The thought of exercising whilst you’re sick may be the furthest thing from your mind, but could it help?
The Training Room’s Lucy Birch discusses training whilst you’re unwell.
However much we do our best to avoid it, succumbing to illness is a scenario which every fitness professional faces at some point during their career.
With the combination of a desire to carry on regardless and ‘work through it’, as well as a yearning to take a break and focus on recovery, the ‘Should I or Shouldn’t I?’ conundrum always poses a tricky dilemma.
There’s plenty of considerations to think about when you’re faced with this decision. Most important is your recovery, and the possibility of delaying this through continuing to exercise when the sensible option is to rest.
Generally speaking, the best principle is to use your head – but perhaps not in the manner you may think.
Largely, illness which is confined to just the head – for instance, a head cold – is something that can be pushed through and worked around, helping you to maintain your regime without needing to take time away from the gym.
If you’re feeling poorly from the neck down – for example, if you have a stomach ache, chestiness or congestion, muscular pains, or an achy flu – it’s best to take some time off.

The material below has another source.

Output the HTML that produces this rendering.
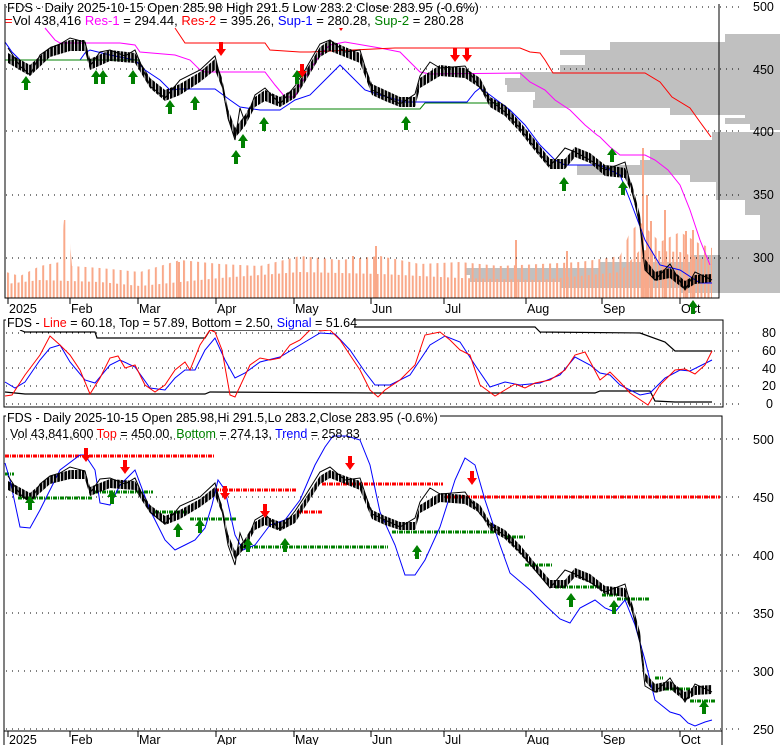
<!DOCTYPE html>
<html><head><meta charset="utf-8"><style>
html,body{margin:0;padding:0;background:#fff;}
svg{display:block;font-family:"Liberation Sans",Arial,sans-serif;}
</style></head><body>
<svg width="780" height="745" viewBox="0 0 780 745" xmlns="http://www.w3.org/2000/svg" xmlns:xlink="http://www.w3.org/1999/xlink">
<defs>
<pattern id="cp" x="8" y="0" width="3.52" height="10" patternUnits="userSpaceOnUse"><rect x="0" y="0" width="2.6" height="10" fill="#000"/></pattern>
<pattern id="vp" x="7" y="0" width="7.04" height="10" patternUnits="userSpaceOnUse"><rect x="0" y="0" width="2" height="10" fill="#f9a98a"/></pattern>
<pattern id="vp2" x="10.5" y="0" width="7.04" height="10" patternUnits="userSpaceOnUse"><rect x="0" y="0" width="2" height="10" fill="#f9a98a"/></pattern>
<path id="up" d="M0,0 L5,7 L2,7 L2,14 L-2,14 L-2,7 L-5,7Z" fill="#008000"/>
<path id="dn" d="M0,0 L5,-7 L2,-7 L2,-14 L-2,-14 L-2,-7 L-5,-7Z" fill="#ff0000"/>
</defs>
<rect width="780" height="745" fill="#fff"/>
<!-- volume profile -->
<g fill="#c0c0c0">
<rect x="725" y="34" width="55" height="8"/><rect x="610" y="42" width="170" height="8"/><rect x="560" y="50" width="220" height="5"/><rect x="585" y="55" width="195" height="10"/><rect x="560" y="65" width="220" height="7"/><rect x="520" y="72" width="260" height="6"/><rect x="505" y="78" width="275" height="7"/><rect x="507" y="85" width="273" height="7"/><rect x="535" y="92" width="245" height="8"/><rect x="533" y="100" width="247" height="8"/><rect x="670" y="108" width="110" height="7"/><rect x="745" y="115" width="35" height="3"/><rect x="725" y="118" width="55" height="6"/><rect x="750" y="124" width="30" height="6"/><rect x="712" y="132" width="68" height="8"/><rect x="680" y="140" width="100" height="10"/><rect x="650" y="150" width="130" height="10"/><rect x="640" y="160" width="140" height="5"/><rect x="577" y="165" width="203" height="10"/><rect x="690" y="175" width="90" height="7"/><rect x="716" y="182" width="64" height="18"/><rect x="745" y="200" width="35" height="15"/><rect x="760" y="215" width="20" height="25"/><rect x="720" y="240" width="60" height="15"/><rect x="690" y="255" width="90" height="7"/><rect x="600" y="262" width="180" height="6"/><rect x="465" y="268" width="315" height="7"/><rect x="470" y="275" width="310" height="7"/><rect x="560" y="282" width="220" height="6"/><rect x="680" y="288" width="100" height="5"/>
</g>
<!-- volume -->
<polygon fill="url(#vp)" points="6,298 6,272 20,276 40,266 60,262 64,220 68,220 72,266 100,268 140,272 180,260 220,264 260,266 300,256 340,260 380,256 420,264 460,262 500,266 540,264 580,262 620,256 630,232 640,222 660,242 680,232 700,244 712,248 712,298"/>
<polygon fill="url(#vp2)" points="6,298 6,284 40,280 100,282 140,286 220,278 300,272 380,274 460,278 540,280 620,272 640,250 680,252 712,262 712,298"/>
<g fill="#f9a98a"><rect x="642" y="148" width="2" height="150"/><rect x="646" y="195" width="2" height="103"/><rect x="650" y="221" width="2" height="77"/><rect x="664" y="210" width="2" height="88"/><rect x="685" y="231" width="2" height="67"/><rect x="692" y="230" width="2" height="68"/><rect x="515" y="240" width="2" height="58"/><rect x="566" y="251" width="2" height="47"/><rect x="178" y="262" width="2" height="36"/><rect x="375" y="246" width="2" height="52"/><rect x="352" y="256" width="2" height="42"/></g>
<!-- grids -->
<g stroke="#000" stroke-dasharray="1,5">
<line x1="6" y1="7" x2="740" y2="7"/><line x1="6" y1="69" x2="740" y2="69"/><line x1="6" y1="131" x2="740" y2="131"/><line x1="6" y1="195" x2="740" y2="195"/><line x1="6" y1="258" x2="740" y2="258"/>
<line x1="6" y1="333" x2="740" y2="333"/><line x1="6" y1="351" x2="740" y2="351"/><line x1="6" y1="368" x2="740" y2="368"/><line x1="6" y1="386" x2="740" y2="386"/><line x1="6" y1="404" x2="740" y2="404"/>
<line x1="6" y1="439" x2="740" y2="439"/><line x1="6" y1="497" x2="740" y2="497"/><line x1="6" y1="555" x2="740" y2="555"/><line x1="6" y1="613" x2="740" y2="613"/><line x1="6" y1="671" x2="740" y2="671"/><line x1="6" y1="729" x2="740" y2="729"/>
</g>
<!-- panel1 lines -->
<polyline fill="none" stroke="#ff00ff" points="45,28 55,40 60,43 120,43 135,45 140,52 175,55 190,60 200,70 205,72 265,72 275,85 285,97 295,97 300,85 310,70 320,55 330,45 345,42 380,48 400,52 420,72 430,74 520,73 530,82 545,90 555,100 570,110 585,125 597,135 600,137 610,147 620,155 645,155 655,160 668,170 680,185 690,210 700,240 710,265"/>
<polyline fill="none" stroke="#ff0000" points="175,28 185,43 265,43 270,50 300,52 310,52 395,48 520,48 530,52 540,53 545,60 553,73 645,73 660,82 672,97 690,108 700,122 711,137"/>
<polyline fill="none" stroke="#0000ff" points="5,42 12,52 20,60 80,60 85,53 90,50 110,55 135,60 145,70 160,80 170,90 180,89 215,89 230,100 240,107 260,110 280,110 295,100 310,95 330,75 340,65 350,75 365,90 380,95 405,102 467,102 475,92 480,88 490,95 510,110 525,125 540,145 555,160 565,165 600,165 620,175 630,200 645,240 660,265 680,270 700,283 712,283"/>
<polyline fill="none" stroke="#008000" points="5,60 140,60"/>
<polyline fill="none" stroke="#008000" points="290,109 420,109 425,103 495,103 500,105"/>
<!-- candles panel 1 -->
<polygon fill="url(#cp)" points="8,53 30,65 50,47 70,40 85,40 90,59 110,50 135,53 150,78 165,90 180,84 200,72 215,59 222,78 228,109 235,128 245,115 255,97 265,90 280,97 295,88 305,72 320,47 330,40 345,47 360,53 372,84 385,90 400,97 415,97 420,78 440,65 465,68 480,78 490,97 505,105 520,122 535,140 550,159 565,159 575,147 590,153 605,165 625,168 632,184 640,215 645,259 655,272 670,268 685,281 695,275 712,274 712,282 695,284 685,290 670,278 655,281 645,269 640,226 632,194 625,178 605,176 590,163 575,157 565,169 550,169 535,151 520,132 505,116 490,107 480,88 465,78 440,76 420,88 415,107 400,107 385,101 372,95 360,63 345,57 330,51 320,57 305,82 295,98 280,107 265,101 255,107 245,126 235,138 228,120 222,88 215,70 200,82 180,95 165,101 150,88 135,63 110,61 90,70 85,51 70,51 50,57 30,76 8,63"/>
<polyline fill="none" stroke="#000" points="8,48 20,66 30,75 40,55 50,48 60,44 70,38 85,42 90,66 100,52 110,50 125,56 135,50 150,86 165,98 180,80 200,70 215,56 222,84 228,118 235,140 240,108 245,122 255,95 265,88 280,104 295,86 305,70 320,44 330,40 345,52 360,50 372,90 385,96 400,104 415,94 420,76 430,62 440,68 465,66 480,88 490,100 505,112 520,128 535,148 550,166 565,148 575,152 590,160 605,170 625,162 632,190 640,226 645,270 655,280 670,264 685,290 695,272 712,280"/>
<!-- arrows panel1 -->
<use xlink:href="#dn" x="221" y="56"/><use xlink:href="#dn" x="302" y="78"/><use xlink:href="#dn" x="455" y="62"/><use xlink:href="#dn" x="467" y="62"/>
<polygon points="339,28 343,28 341,31" fill="#ff0000"/>
<use xlink:href="#up" x="26" y="76"/><use xlink:href="#up" x="96" y="70"/><use xlink:href="#up" x="103" y="70"/><use xlink:href="#up" x="133" y="70"/><use xlink:href="#up" x="170" y="100"/><use xlink:href="#up" x="195" y="96"/><use xlink:href="#up" x="236" y="150"/><use xlink:href="#up" x="243" y="134"/><use xlink:href="#up" x="264" y="117"/><use xlink:href="#up" x="297" y="70"/><use xlink:href="#up" x="406" y="116"/><use xlink:href="#up" x="564" y="177"/><use xlink:href="#up" x="612" y="148"/><use xlink:href="#up" x="623" y="181"/>
<!-- frame 1 -->
<polyline fill="none" stroke="#000" points="5,4 5,298 719,298 719,4"/>
<!-- date axes -->
<g stroke="#000">
<line x1="8" y1="298" x2="8" y2="304"/><line x1="70" y1="298" x2="70" y2="304"/><line x1="138" y1="298" x2="138" y2="304"/><line x1="216" y1="298" x2="216" y2="304"/><line x1="294" y1="298" x2="294" y2="304"/><line x1="371" y1="298" x2="371" y2="304"/><line x1="444" y1="298" x2="444" y2="304"/><line x1="526" y1="298" x2="526" y2="304"/><line x1="602" y1="298" x2="602" y2="304"/><line x1="680" y1="298" x2="680" y2="304"/>
<line x1="8" y1="731" x2="8" y2="737"/><line x1="70" y1="731" x2="70" y2="737"/><line x1="138" y1="731" x2="138" y2="737"/><line x1="216" y1="731" x2="216" y2="737"/><line x1="294" y1="731" x2="294" y2="737"/><line x1="371" y1="731" x2="371" y2="737"/><line x1="444" y1="731" x2="444" y2="737"/><line x1="526" y1="731" x2="526" y2="737"/><line x1="602" y1="731" x2="602" y2="737"/><line x1="680" y1="731" x2="680" y2="737"/>
</g>
<g font-size="12.5" fill="#000">
<text x="9" y="313">2025</text><text x="71" y="313">Feb</text><text x="139" y="313">Mar</text><text x="217" y="313">Apr</text><text x="295" y="313">May</text><text x="372" y="313">Jun</text><text x="445" y="313">Jul</text><text x="527" y="313">Aug</text><text x="603" y="313">Sep</text><text x="681" y="313">Oct</text>
<text x="9" y="744">2025</text><text x="71" y="744">Feb</text><text x="139" y="744">Mar</text><text x="217" y="744">Apr</text><text x="295" y="744">May</text><text x="372" y="744">Jun</text><text x="445" y="744">Jul</text><text x="527" y="744">Aug</text><text x="603" y="744">Sep</text><text x="681" y="744">Oct</text>
</g>
<use xlink:href="#up" x="693" y="300"/>
<!-- panel 2 -->
<rect x="4" y="320" width="719" height="87" fill="none" stroke="#000"/>
<polyline fill="none" stroke="#000" stroke-width="1.2" points="20,330 25,332 95,332 97,338 205,338 210,330 315,330 355,327 535,327 540,332 640,333 665,342 675,351 712,351"/>
<polyline fill="none" stroke="#000" stroke-width="1.2" points="5,392 25,394 205,394 210,392 375,393 595,393 600,391 650,391 655,401 675,402 712,402"/>
<polyline fill="none" stroke="#0000ff" points="5,382 15,388 25,382 40,360 50,348 60,345 70,362 85,380 95,383 110,365 120,360 135,367 150,388 165,390 175,378 185,370 195,370 205,350 215,338 225,360 235,378 245,373 260,362 280,357 300,345 320,333 335,334 350,350 365,372 375,385 390,385 410,375 420,360 430,345 445,336 460,342 475,365 490,387 505,382 520,385 540,383 560,375 575,357 590,365 600,373 610,375 620,385 640,395 650,393 665,378 680,370 690,371 712,360"/>
<polyline fill="none" stroke="#ff0000" points="5,396 12,395 25,375 40,355 50,336 60,345 70,355 80,370 90,394 100,378 110,358 118,356 125,368 135,365 145,385 155,392 165,385 175,370 185,362 190,370 200,345 210,330 215,332 222,350 230,395 235,397 250,365 260,358 270,360 280,358 290,345 300,340 310,330 316,327 320,331 330,330 340,340 350,355 360,370 370,390 378,397 385,390 400,380 415,365 425,335 440,332 450,340 460,350 470,355 480,385 495,396 505,390 515,384 525,388 535,383 550,380 565,370 575,355 585,352 592,365 600,380 610,372 620,382 630,393 648,405 660,385 675,370 685,369 695,374 705,365 712,351"/>
<!-- panel 3 -->
<polyline fill="none" stroke="#000" points="4,745 4,416 722,416 722,745"/>
<line x1="4" y1="731" x2="722" y2="731" stroke="#000"/>
<g stroke-width="3" stroke-dasharray="4,1,1,1">
<g stroke="#ff0000"><line x1="5" y1="456" x2="215" y2="456"/><line x1="215" y1="490" x2="297" y2="490"/><line x1="297" y1="512" x2="322" y2="512"/><line x1="322" y1="484" x2="443" y2="484"/><line x1="445" y1="497" x2="720" y2="497"/></g>
<g stroke="#008000"><line x1="5" y1="474" x2="14" y2="474"/><line x1="18" y1="498" x2="93" y2="498"/><line x1="95" y1="492" x2="153" y2="492"/><line x1="155" y1="512" x2="187" y2="512"/><line x1="190" y1="519" x2="237" y2="519"/><line x1="240" y1="547" x2="388" y2="547"/><line x1="392" y1="532" x2="497" y2="532"/><line x1="505" y1="537" x2="525" y2="537"/><line x1="525" y1="565" x2="552" y2="565"/><line x1="555" y1="587" x2="600" y2="587"/><line x1="602" y1="595" x2="617" y2="595"/><line x1="617" y1="599" x2="650" y2="599"/><line x1="655" y1="678" x2="663" y2="678"/><line x1="665" y1="689" x2="690" y2="689"/><line x1="690" y1="701" x2="715" y2="701"/></g>
</g>
<polyline fill="none" stroke="#0000ff" points="5,463 10,480 20,527 30,528 40,510 60,470 80,455 85,455 95,470 100,503 110,505 120,485 135,470 150,510 165,540 175,550 185,545 195,540 205,528 212,505 218,480 225,490 235,535 243,550 255,545 270,525 285,520 300,500 315,465 325,447 333,436 347,436 360,440 370,465 380,512 395,545 405,575 415,575 425,560 440,527 455,480 465,458 475,465 485,500 500,545 510,573 530,590 545,605 560,619 570,623 580,608 595,600 605,608 615,612 625,600 635,625 645,660 655,700 670,712 680,715 688,723 695,726 705,722 712,720"/>
<polygon fill="url(#cp)" points="8,481 30,493 50,476 70,470 85,470 90,487 110,479 135,481 150,505 165,516 180,510 200,499 215,487 222,505 228,534 235,551 245,539 255,522 265,516 280,522 295,514 305,499 320,476 330,470 345,476 360,481 372,510 385,516 400,522 415,522 420,505 440,493 465,495 480,505 490,522 505,530 520,545 535,563 550,580 565,580 575,568 590,574 605,586 625,588 632,603 640,632 645,673 655,684 670,681 685,692 695,686 712,685 712,694 695,695 685,701 670,689 655,693 645,681 640,641 632,612 625,597 605,594 590,583 575,577 565,588 550,588 535,571 520,554 505,539 490,530 480,513 465,504 440,502 420,513 415,530 400,530 385,525 372,519 360,490 345,484 330,478 320,484 305,507 295,523 280,531 265,525 255,530 245,548 235,559 228,542 222,513 215,496 200,507 180,519 165,525 150,513 135,490 110,488 90,496 85,479 70,479 50,484 30,502 8,490"/>
<polyline fill="none" stroke="#000" points="8,476 20,494 30,502 40,484 50,476 60,473 70,467 85,471 90,493 100,479 110,478 125,484 135,478 150,512 165,524 180,506 200,497 215,483 222,510 228,545 235,565 240,533 245,546 255,520 265,514 280,530 295,511 305,496 320,472 330,467 345,480 360,478 372,514 385,520 400,527 415,518 420,502 430,488 440,494 465,492 480,514 490,525 505,536 520,552 535,570 550,588 565,570 575,574 590,582 605,592 625,584 632,610 640,643 645,686 655,692 670,678 685,702 695,684 712,692"/>
<use xlink:href="#dn" x="86" y="462"/><use xlink:href="#dn" x="125" y="474"/><use xlink:href="#dn" x="225" y="500"/><use xlink:href="#dn" x="265" y="518"/><use xlink:href="#dn" x="350" y="470"/><use xlink:href="#dn" x="472" y="485"/>
<use xlink:href="#up" x="30" y="496"/><use xlink:href="#up" x="112" y="490"/><use xlink:href="#up" x="178" y="523"/><use xlink:href="#up" x="200" y="519"/><use xlink:href="#up" x="248" y="538"/><use xlink:href="#up" x="285" y="538"/><use xlink:href="#up" x="417" y="545"/><use xlink:href="#up" x="571" y="593"/><use xlink:href="#up" x="614" y="600"/><use xlink:href="#up" x="704" y="700"/>
<!-- texts -->
<g font-size="13">
<text x="7" y="12" fill="#000">FDS - Daily 2025-10-15 Open 285.98  High 291.5  Low 283.2  Close 283.95 (-0.6%)</text>
<text x="5" y="25" fill="#000"><tspan fill="#ff0000">=</tspan>Vol 438,416 <tspan fill="#ff00ff">Res-1</tspan> = 294.44, <tspan fill="#ff0000">Res-2</tspan> = 395.26, <tspan fill="#0000ff">Sup-1</tspan> = 280.28, <tspan fill="#008000">Sup-2</tspan> = 280.28</text>
</g>
<g font-size="12.5">
<rect x="6" y="316" width="348" height="14" fill="#fff"/>
<text x="7" y="327" fill="#000">FDS - <tspan fill="#ff0000">Line</tspan> = 60.18, Top = 57.89, Bottom = 2.50, <tspan fill="#0000ff">Signal</tspan> = 51.64</text>
<rect x="6" y="411" width="434" height="14" fill="#fff"/>
<text x="7" y="422" fill="#000">FDS - Daily 2025-10-15 Open 285.98,Hi 291.5,Lo 283.2,Close 283.95 (-0.6%)</text>
<text x="10" y="438" fill="#000">Vol 43,841,600 <tspan fill="#ff0000">Top</tspan> = 450.00, <tspan fill="#008000">Bottom</tspan> = 274.13, <tspan fill="#0000ff">Trend</tspan> = 258.83</text>
<g fill="#000">
<text x="753" y="11">500</text><text x="753" y="74">450</text><text x="753" y="136">400</text><text x="753" y="199">350</text><text x="753" y="262">300</text>
<text x="762" y="337">80</text><text x="762" y="355">60</text><text x="762" y="373">40</text><text x="762" y="390">20</text><text x="766" y="408">0</text>
<text x="753" y="444">500</text><text x="753" y="502">450</text><text x="753" y="560">400</text><text x="753" y="618">350</text><text x="753" y="676">300</text><text x="753" y="734">250</text>
</g></g>
</svg>
</body></html>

In the event that you do decide to carry on with a head cold, take some time to consider your capabilities, and don’t be afraid to reduce the length and intensity of your workout. As a general rule of thumb, if you choose to continue to train whilst unwell, you should only work to 50% intensity for three days, before increasing to 75% and gradually reaching your usual standard by the time you are a week in to your illness.
However, one important factor to consider in this instance is the potential to infect others around you – if carrying a contagious illness, it’s probably best to work out at home rather than at the gym.
Exercise causes stress on the body, and the effect of this worsens if you’re not at your peak condition. Trying to press ahead and carry on regardless can be a strain on your immune system, and could do more harm than good.
Of course, prevention is the best cure, and it’s worth building the barriers that defend your immune system on an ongoing basis.
For the most part, this simply involves using your common sense, and doing things such as increasing your intake of green, leafy vegetables, as well as fresh fruit, helping to build your Vitamin C levels, and increasing your natural defences.
However, my personal top tip is to use cold pressed coconut oil, which is an incredibly versatile product, providing a whole host of health benefits. Whether eaten cold, or used in other foods, such as in porridge or as a cooking ingredient, it is an antimicrobial product, helping to deal with bacteria and viral illnesses like the common cold due to its high lauric acid content, and other healthy attributes.
As well as helping to prevent illness, pressed coconut oil is also a healthy form of saturated fat, helping to further promote all-round wellbeing.
The most important gauge in deciding whether or not to maintain your workouts through illness is to listen to your own body. If you’re feeling low on energy, don’t force yourself to train. If you don’t feel like you’re capable of getting through your workout, the chances are that you’re probably not.
As with most things, it’s all about balance. Instead of choosing recovery ahead of performance, or vice-versa, consider both arguments, scale back your workouts to suit your energy levels, and take in the right mix of nutrients to ensure a quick return to health.